### Task statement:
Reproduce all the lines exactly as they stand, apart from the pictures.

*** Information provided

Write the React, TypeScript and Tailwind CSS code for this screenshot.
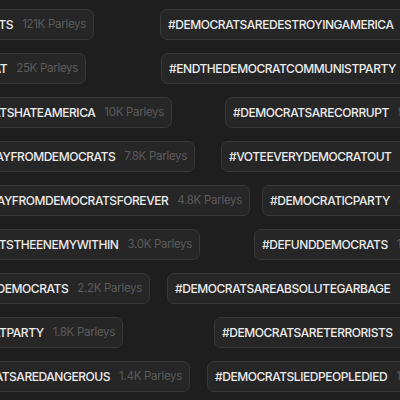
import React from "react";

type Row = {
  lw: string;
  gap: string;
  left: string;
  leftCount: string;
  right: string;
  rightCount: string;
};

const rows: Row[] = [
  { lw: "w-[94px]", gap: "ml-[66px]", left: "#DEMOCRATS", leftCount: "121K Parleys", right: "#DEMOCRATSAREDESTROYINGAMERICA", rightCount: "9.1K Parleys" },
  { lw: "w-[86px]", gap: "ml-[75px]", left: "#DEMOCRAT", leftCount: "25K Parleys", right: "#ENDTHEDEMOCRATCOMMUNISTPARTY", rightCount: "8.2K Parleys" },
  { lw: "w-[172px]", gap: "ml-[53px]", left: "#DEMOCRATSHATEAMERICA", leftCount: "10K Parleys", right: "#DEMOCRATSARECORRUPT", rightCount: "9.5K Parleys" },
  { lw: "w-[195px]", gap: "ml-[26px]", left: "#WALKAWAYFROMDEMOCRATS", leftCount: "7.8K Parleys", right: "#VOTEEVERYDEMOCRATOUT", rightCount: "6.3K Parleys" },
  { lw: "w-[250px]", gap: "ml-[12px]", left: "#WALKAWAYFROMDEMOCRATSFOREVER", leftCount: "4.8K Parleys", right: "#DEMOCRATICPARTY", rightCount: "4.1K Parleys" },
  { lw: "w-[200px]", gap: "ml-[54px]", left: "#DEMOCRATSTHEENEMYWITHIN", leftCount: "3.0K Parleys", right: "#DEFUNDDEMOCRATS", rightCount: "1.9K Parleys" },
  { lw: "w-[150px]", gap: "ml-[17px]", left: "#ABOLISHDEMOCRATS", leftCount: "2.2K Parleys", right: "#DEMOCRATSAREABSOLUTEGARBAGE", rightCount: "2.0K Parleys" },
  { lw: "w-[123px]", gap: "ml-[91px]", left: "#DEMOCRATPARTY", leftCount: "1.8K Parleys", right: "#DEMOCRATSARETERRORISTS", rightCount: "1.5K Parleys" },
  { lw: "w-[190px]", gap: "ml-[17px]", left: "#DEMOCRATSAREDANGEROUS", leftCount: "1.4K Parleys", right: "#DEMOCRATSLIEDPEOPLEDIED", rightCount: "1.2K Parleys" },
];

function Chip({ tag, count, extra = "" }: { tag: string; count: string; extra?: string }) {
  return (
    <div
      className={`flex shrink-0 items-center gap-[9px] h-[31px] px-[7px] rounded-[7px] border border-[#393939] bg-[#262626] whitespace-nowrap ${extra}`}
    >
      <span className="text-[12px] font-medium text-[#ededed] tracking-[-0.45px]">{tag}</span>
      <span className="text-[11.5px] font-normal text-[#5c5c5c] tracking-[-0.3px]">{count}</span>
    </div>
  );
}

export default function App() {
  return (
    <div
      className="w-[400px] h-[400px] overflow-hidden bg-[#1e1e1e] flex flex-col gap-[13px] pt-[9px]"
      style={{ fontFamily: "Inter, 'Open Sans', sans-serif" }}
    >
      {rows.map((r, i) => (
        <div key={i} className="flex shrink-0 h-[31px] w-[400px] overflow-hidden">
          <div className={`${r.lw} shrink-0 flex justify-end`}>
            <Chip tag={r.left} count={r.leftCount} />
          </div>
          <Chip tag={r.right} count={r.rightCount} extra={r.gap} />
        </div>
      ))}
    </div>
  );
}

******

### Output for this task:
Write the React, TypeScript and Tailwind CSS code for this screenshot.
import React from "react";

type Row = {
  lw: string;
  gap: string;
  left: string;
  leftCount: string;
  right: string;
  rightCount: string;
};

const rows: Row[] = [
  { lw: "w-[94px]", gap: "ml-[66px]", left: "#DEMOCRATS", leftCount: "121K Parleys", right: "#DEMOCRATSAREDESTROYINGAMERICA", rightCount: "9.1K Parleys" },
  { lw: "w-[86px]", gap: "ml-[75px]", left: "#DEMOCRAT", leftCount: "25K Parleys", right: "#ENDTHEDEMOCRATCOMMUNISTPARTY", rightCount: "8.2K Parleys" },
  { lw: "w-[172px]", gap: "ml-[53px]", left: "#DEMOCRATSHATEAMERICA", leftCount: "10K Parleys", right: "#DEMOCRATSARECORRUPT", rightCount: "9.5K Parleys" },
  { lw: "w-[195px]", gap: "ml-[26px]", left: "#WALKAWAYFROMDEMOCRATS", leftCount: "7.8K Parleys", right: "#VOTEEVERYDEMOCRATOUT", rightCount: "6.3K Parleys" },
  { lw: "w-[250px]", gap: "ml-[12px]", left: "#WALKAWAYFROMDEMOCRATSFOREVER", leftCount: "4.8K Parleys", right: "#DEMOCRATICPARTY", rightCount: "4.1K Parleys" },
  { lw: "w-[200px]", gap: "ml-[54px]", left: "#DEMOCRATSTHEENEMYWITHIN", leftCount: "3.0K Parleys", right: "#DEFUNDDEMOCRATS", rightCount: "1.9K Parleys" },
  { lw: "w-[150px]", gap: "ml-[17px]", left: "#ABOLISHDEMOCRATS", leftCount: "2.2K Parleys", right: "#DEMOCRATSAREABSOLUTEGARBAGE", rightCount: "2.0K Parleys" },
  { lw: "w-[123px]", gap: "ml-[91px]", left: "#DEMOCRATPARTY", leftCount: "1.8K Parleys", right: "#DEMOCRATSARETERRORISTS", rightCount: "1.5K Parleys" },
  { lw: "w-[190px]", gap: "ml-[17px]", left: "#DEMOCRATSAREDANGEROUS", leftCount: "1.4K Parleys", right: "#DEMOCRATSLIEDPEOPLEDIED", rightCount: "1.2K Parleys" },
];

function Chip({ tag, count, extra = "" }: { tag: string; count: string; extra?: string }) {
  return (
    <div
      className={`flex shrink-0 items-center gap-[9px] h-[31px] px-[7px] rounded-[7px] border border-[#393939] bg-[#262626] whitespace-nowrap ${extra}`}
    >
      <span className="text-[12px] font-medium text-[#ededed] tracking-[-0.45px]">{tag}</span>
      <span className="text-[11.5px] font-normal text-[#5c5c5c] tracking-[-0.3px]">{count}</span>
    </div>
  );
}

export default function App() {
  return (
    <div
      className="w-[400px] h-[400px] overflow-hidden bg-[#1e1e1e] flex flex-col gap-[13px] pt-[9px]"
      style={{ fontFamily: "Inter, 'Open Sans', sans-serif" }}
    >
      {rows.map((r, i) => (
        <div key={i} className="flex shrink-0 h-[31px] w-[400px] overflow-hidden">
          <div className={`${r.lw} shrink-0 flex justify-end`}>
            <Chip tag={r.left} count={r.leftCount} />
          </div>
          <Chip tag={r.right} count={r.rightCount} extra={r.gap} />
        </div>
      ))}
    </div>
  );
}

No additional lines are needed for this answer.